One month later, a World Series for the ages seemed to bring the country back from the spiritual cliff. This time it was not the Mets, but their crosstown rivals – the mighty New York Yankees, fresh off four World Series titles in the previous five years – who took up the mantle of lifting their fallen town as they faced heavy underdogs, the upstart Arizona Diamondbacks. The series featured two edge-of-your-seat, impossible late-inning comebacks by the New Yorkers and concluded in a climactic seventh game, when the D’backs rose from the grave and won it all with two runs in the bottom of the 9th off the most dominant relief pitcher in history, Mariano Rivera. America was enraptured.
Taking the calendar back to the aftermath of Pearl Harbor and World War II, Major League Commissioner Kenesaw Mountain Landis twice offered to shut down baseball in deference to the war effort. But President Franklin D. Roosevelt refused, arguing that the continuation of baseball was vital to the national esprit de corps. So while many baseball players, including legends Ted Williams and Stan Musial, trudged off to war, the remnant played on.
There are many less prominent examples of baseball’s ability to salve the wounds of a troubled nation. In the midst of a presidential impeachment crisis in 1998, the historic duel for the single-season home run record between Mark McGwire and Sammy Sosa, though later discredited due to massive steroid abuse, captured and held the nation’s attention for weeks. So did Roger Maris’ chase of that same home run record in 1961 amidst the frightening succession of events bookended by the disastrous Bay of Pigs invasion and the Cuban Missile Crisis, when we came closer than ever to nuclear war. Ted Williams’ (successful) chase of the magical .400 batting average in 1941 provided a thrilling distraction for a nation on the brink of war. And the meteoric rise of the legendary Babe Ruth in 1920 not only saved baseball, damaged badly by the Black Sox scandal the year before, but helped lift the nation out of the physical and emotional wreckage of World War I.
As the dominant sport on the American landscape for decades past, if not today, baseball has always taken upon itself something of a custodial duty to the national spirit. Sadly, that spirit did not appear to reside in either the players or owners over the three months of fruitless negotiations that produced the season set before us. But it remains that sense of making do with the task laid before you, and the inventions mothered by unconventional circumstances that can serve as unexpected gems discovered within a deepening hole in the ground.
The legendary All-American Girls Professional Baseball League was born amidst war and memorialized in the classic film A League of Their Own. Capitalizing on the unique opportunity presented by the depleted wartime major leagues, the woeful St. Louis Browns won the 1944 World Series against their crosstown rival Cardinals, lifting the spirits of underdogs everywhere. The nation clung to baseball when it needed sustenance and hope.

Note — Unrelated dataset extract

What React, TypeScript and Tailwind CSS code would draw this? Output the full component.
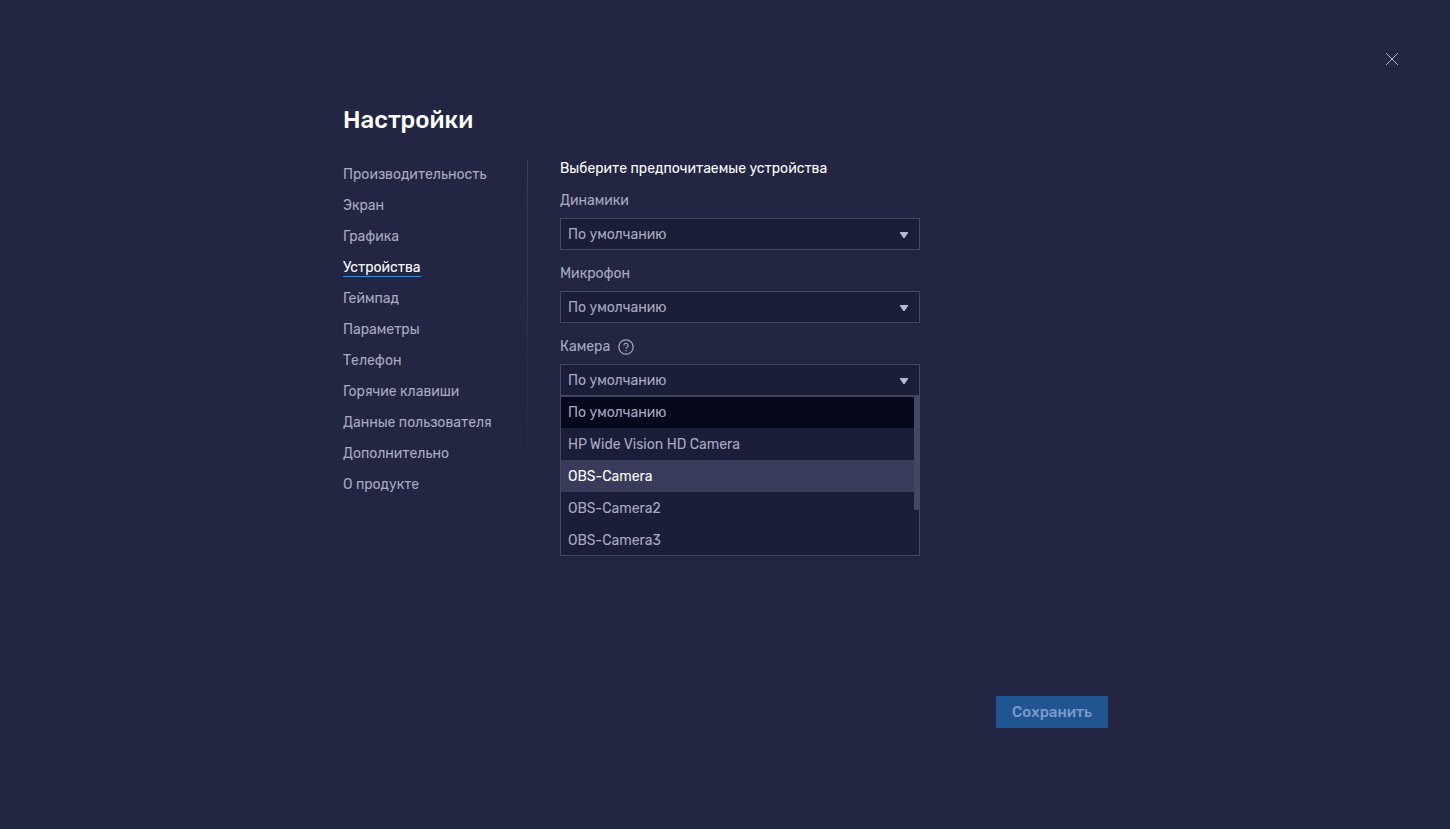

That same sense of hope might now be welling up in the fans of teams who would be written off in the typical marathon of a 162 game schedule but could survive or even thrive in the 60 game sprint now set to kick off in a month. For a sport already suffering from lagging popularity, except on TV, the innovations it has sanctioned for this one truncated season might prove to be attractive to previously disinterested observers desperate for any kind of sports. For example, games tied after nine innings will start every extra inning with the team at bat having a runner on second base, adding instant excitement and promising a speedier conclusion in a sport widely criticized for its lengthiness. Regional rivalries will be expanded by the necessity to avoid excessive travel. The designated hitter, while anathema to baseball purists, will now be employed universally instead of for half the teams, promising more runs. And there is a new prohibition on one of the more unfortunate attributes of the game – spitting.
Some of the unique conditions will not be attractive, of course. First and foremost, with fans prohibited entry, the players will ply their trade in virtual silence, so they – and fans watching at home – will not benefit – or wilt – from the roar of the crowd.
This once-in-a-lifetime season may be something of a thin gruel for traditional baseball fans. But to the rest of a weary and fragile nation, it will do just fine, thank you.